Denote $\mathcal T$ as the collection of all topologies that contain $S$ as a subcollection and notice that:

• $B^{\bigcup}\subseteq\tau$ for every $\tau\in\mathcal T$. This because $S\subseteq\tau\implies B\subseteq\tau\implies B^{\bigcup}\subseteq\tau$.
• $B^{\bigcup}\in\mathcal T$.

These two facts together imply that $B^{\bigcup}=\bigcap\mathcal T$.

Answer 3

The definitions are not equivalent. Royden has restricted himself to a (common) subtype of the general definition as presented in 2, which is more general.

To start with an example: take $X = \{0,1\}$ in the indiscrete topology $\mathscr{T}_i = \{\emptyset,X\}$. Then by the definition $\mathcal{S} = \emptyset$ is a subbase for this, as the smallest topology on $X $ that contains the empty set (and as all sets contain the empty set, this is just the smallest topology on $X$ full stop) is the indiscrete one (all topologies must contain $\emptyset$ and $X$). But $\emptyset$ is clearly no cover of $X$. In fact any subset of $\mathscr{T}_i$ is a subbase for the same reason, but I took the most extreme example.

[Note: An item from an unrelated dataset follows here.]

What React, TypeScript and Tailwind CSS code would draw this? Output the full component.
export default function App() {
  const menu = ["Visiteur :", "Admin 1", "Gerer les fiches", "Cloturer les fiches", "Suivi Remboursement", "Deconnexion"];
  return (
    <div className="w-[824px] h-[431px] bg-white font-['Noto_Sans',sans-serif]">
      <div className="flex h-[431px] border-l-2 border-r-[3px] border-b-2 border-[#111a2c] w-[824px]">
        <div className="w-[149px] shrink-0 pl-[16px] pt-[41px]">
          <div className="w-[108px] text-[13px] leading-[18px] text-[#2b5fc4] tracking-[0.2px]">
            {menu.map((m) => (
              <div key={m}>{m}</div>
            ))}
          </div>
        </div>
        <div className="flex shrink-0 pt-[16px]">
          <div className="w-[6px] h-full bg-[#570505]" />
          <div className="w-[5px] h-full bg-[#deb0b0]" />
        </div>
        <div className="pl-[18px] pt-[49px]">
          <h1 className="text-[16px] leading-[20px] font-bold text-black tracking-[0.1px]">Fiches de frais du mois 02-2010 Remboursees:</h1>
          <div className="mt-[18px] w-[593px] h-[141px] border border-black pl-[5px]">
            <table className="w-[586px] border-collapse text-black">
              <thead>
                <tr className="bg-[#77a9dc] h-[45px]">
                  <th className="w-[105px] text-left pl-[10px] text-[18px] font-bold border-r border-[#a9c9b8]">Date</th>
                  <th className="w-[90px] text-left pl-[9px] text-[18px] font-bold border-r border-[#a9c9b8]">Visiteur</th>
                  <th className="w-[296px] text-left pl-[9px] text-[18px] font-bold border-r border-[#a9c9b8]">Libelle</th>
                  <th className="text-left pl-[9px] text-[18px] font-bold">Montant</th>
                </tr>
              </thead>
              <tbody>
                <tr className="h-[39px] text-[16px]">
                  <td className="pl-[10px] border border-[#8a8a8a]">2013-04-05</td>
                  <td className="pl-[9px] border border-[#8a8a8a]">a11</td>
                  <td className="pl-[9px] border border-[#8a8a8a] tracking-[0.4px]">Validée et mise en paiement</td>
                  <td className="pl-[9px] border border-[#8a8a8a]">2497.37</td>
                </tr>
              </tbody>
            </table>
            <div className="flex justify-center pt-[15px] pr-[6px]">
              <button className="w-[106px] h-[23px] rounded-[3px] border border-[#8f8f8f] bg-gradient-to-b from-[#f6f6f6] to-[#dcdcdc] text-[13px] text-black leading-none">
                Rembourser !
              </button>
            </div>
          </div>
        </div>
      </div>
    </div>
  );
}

Royden's definition is misleading in another way: he says "the base for $X$" instead of a base for the topology on $X$. (A set by no means has a unique basis, in general, except in trivial cases).

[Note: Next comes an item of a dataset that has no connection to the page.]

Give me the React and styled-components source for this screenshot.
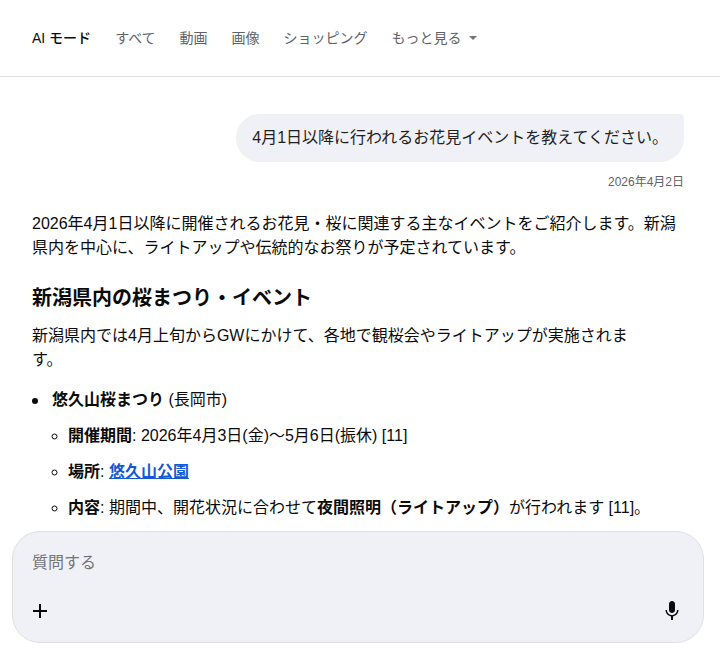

His definition refers to the following general fact

Proposition

Let $X$ be any set (no topology yet) If $\mathcal{S} \subseteq \mathscr{P}(X)$ then the smallest topology $\mathcal{T}_{S}$ on $X$ that contains $\mathcal{S}$ as a subset (i.e. the intersection of al such topologies) is given by $$\mathcal{T}_S = (\mathcal{S}^{\cap, <\infty})^{\cup}$$

Here for a collection $\mathcal{A}$ of subsets of $X$ we define $$\mathcal{A}^{\cap, < \infty} = \{\bigcap \mathcal{A}': \mathcal{A}' \subseteq \mathcal{A} \text{ finite }\}, \text{ where } \bigcap \emptyset = X$$

And $$\mathcal{A}^\cup = \{ \bigcup \mathcal{A}': \mathcal{A}' \subseteq \mathcal{A}\}$$

For the final part of the first definition, see the discussion here, e.g.

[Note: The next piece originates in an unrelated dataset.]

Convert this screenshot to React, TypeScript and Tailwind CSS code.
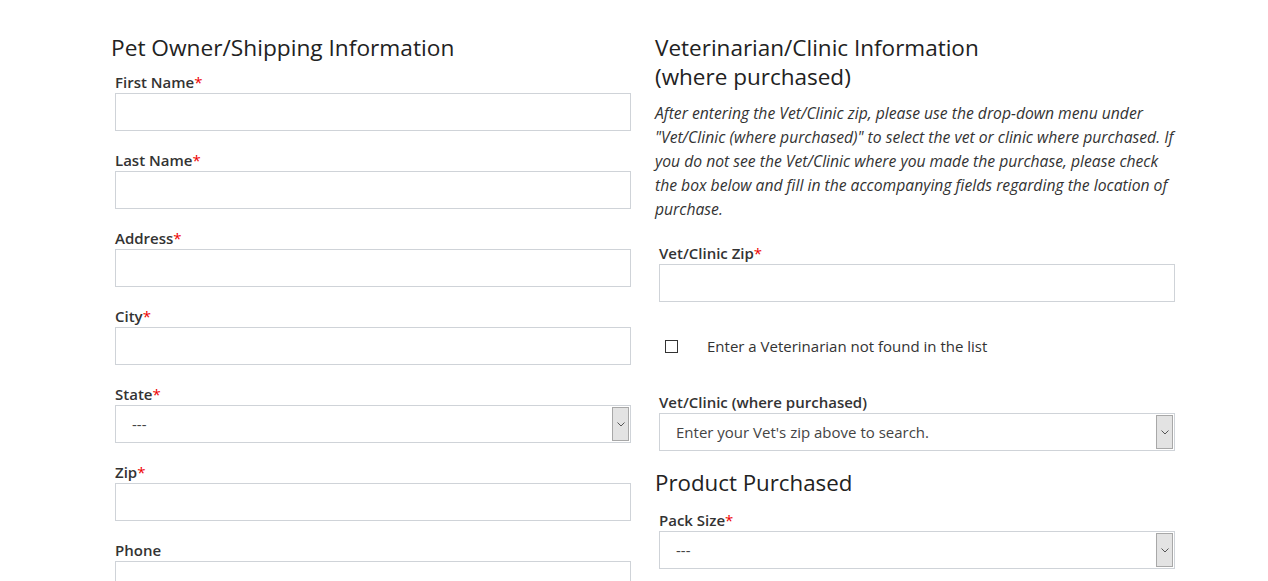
import type { ReactNode } from "react";

const FONT = { fontFamily: '"Open Sans", "Noto Sans", Arial, sans-serif' };

function Label({ children, required }: { children: ReactNode; required?: boolean }) {
  return (
    <div className="h-[21px] text-[15px] leading-[21px] font-semibold text-[#333]">
      {children}
      {required && <span className="text-[#e00] font-normal">*</span>}
    </div>
  );
}

function TextInput() {
  return <div className="h-[38px] w-full border border-[#cfd3d8] bg-white" />;
}

function Select({ value }: { value: string }) {
  return (
    <div className="flex h-[38px] w-full items-center border border-[#cfd3d8] bg-white">
      <span className="flex-1 pl-4 text-[15px] text-[#444]">{value}</span>
      <span className="mr-[1px] flex h-[34px] w-[17px] items-center justify-center border border-[#a8a8a8] bg-[#e3e3e3]">
        <svg width="8" height="5" viewBox="0 0 8 5" fill="none">
          <path d="M0.5 0.5L4 4L7.5 0.5" stroke="#555" strokeWidth="1" />
        </svg>
      </span>
    </div>
  );
}

function Field({ label, required, select }: { label: string; required?: boolean; select?: string }) {
  return (
    <div className="flex flex-col px-1">
      <Label required={required}>{label}</Label>
      {select ? <Select value={select} /> : <TextInput />}
    </div>
  );
}

export default function App() {
  return (
    <div className="min-h-[581px] w-full overflow-hidden bg-white" style={FONT}>
      <div className="ml-[111px] flex gap-5 pt-[33px]">
        <div className="flex w-[524px] flex-col">
          <h2 className="text-[22.7px] leading-[29px] font-normal text-[#222]">Pet Owner/Shipping Information</h2>
          <div className="mt-[10px] flex flex-col gap-[19px]">
            <Field label="First Name" required />
            <Field label="Last Name" required />
            <Field label="Address" required />
            <Field label="City" required />
            <Field label="State" required select="---" />
            <Field label="Zip" required />
            <Field label="Phone" />
          </div>
        </div>

        <div className="flex w-[524px] flex-col">
          <h2 className="text-[22.5px] leading-[29px] font-normal text-[#222]">
            Veterinarian/Clinic Information
            <br />
            (where purchased)
          </h2>
          <p className="mt-[10px] whitespace-nowrap text-[15.7px] leading-[24px] italic text-[#333]">
            After entering the Vet/Clinic zip, please use the drop-down menu under
            <br />
            "Vet/Clinic (where purchased)" to select the vet or clinic where purchased. If
            <br />
            you do not see the Vet/Clinic where you made the purchase, please check
            <br />
            the box below and fill in the accompanying fields regarding the location of
            <br />
            purchase.
          </p>
          <div className="mt-[22px]">
            <Field label="Vet/Clinic Zip" required />
          </div>
          <div className="flex h-[90px] items-center px-[10px] pb-[2px]">
            <span className="h-[13px] w-[13px] border border-[#333] bg-white" />
            <span className="ml-[29px] text-[15px] text-[#333]">Enter a Veterinarian not found in the list</span>
          </div>
          <Field label="Vet/Clinic (where purchased)" select="Enter your Vet's zip above to search." />
          <h2 className="mt-[17px] text-[22.3px] leading-[29px] font-normal text-[#222]">Product Purchased</h2>
          <div className="mt-[13px]">
            <Field label="Pack Size" required select="---" />
          </div>
        </div>
      </div>
    </div>
  );
}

The proof is not hard: any topology $\mathscr{T}$ that contains $\mathcal{S}$ contains $\mathcal{S}^{\cap, < \infty}$ as well, as topologies are closed under finite intersections, and then it contains $(\mathcal{S}^{\cap, <\infty})^{\cup}$ as well, as topologies are closed under all unions. So $\mathscr{T}_S \subseteq \mathscr{T}$. This shows the minimality, one only needs to show that $(\mathcal{S}^{\cap, <\infty})^{\cup} $ is indeed a topology. It also contains all members $S$ of $\mathcal{S}$ as $S = \bigcup\{ \bigcap\{S\}\}$, and $\{S\} \subseteq \mathcal{S}$ is finite.

It is a topology as well: it contains $X$ as $X = \bigcup \{ \bigcap \emptyset \}$ and $\emptyset = \bigcup \emptyset$ is in it as well. The collection is trivially closed under all unions (a union of unions is a union), while it's closed under finite intersections as

$$\left(\bigcup_{i \in I} \bigcap \mathcal{A}_i\right) \cap \left(\bigcup_{j \in J} \bigcap \mathcal{B}_j\right) = \bigcup_{(i,j) \in I \times J} \{ \bigcap \left(\mathcal{A}_i \cup \mathcal{ B}_j)\right) \}$$

Where all $\mathcal{A}_i$ and $\mathcal{B}_j$ are finite subsets of $\mathcal{S}$, and then applying induction. (Or doing the equivalent for finite intersections of the above formula, which is a bit messier).

Alternatively we can note that $\mathcal{S}^{\cap, <\infty}$ satisfies the requirements for a base for a topology : it covers $X$ by the empty intersection clause; and it's closed under finite intersections.

So indeed in the general case $\mathcal{S}^{\cap, < \infty}$ is a base for $\mathscr{T}_S$, and covers $X$, provided we use the empty intersection definition. So with that proviso the equivalence does hold.

Answer 4

First, it is not necessary to require that a subbase $S$ covers $X$.

Your beginning of a proof is correct, and it can be continued like this: $T_1$ is a topology (simple check), $T_1 \subseteq T$ and $S \subseteq T_1$. Now $T$ is the intersection of all topologies containing $S$, among which is $T_1$. Hence $T \subseteq T_1$. So far for 2 $\to$ 1.

As to 1 $\to$ 2, let $S \subseteq T$ be a collection such that the set $B$ of finite intersections of elements of $S$ is a basis for $X$, i.e., each member of $T$ is a union of members of $B$. Suppose $T_1$ is the topology generated by $S$. Then $S \subseteq T_1$ and as $T_1$ is a topology, we conclude that, first $B \subseteq T_1$, and next that $T \subseteq T_1$. Hence $T$ is the smallest topology with subset $S$.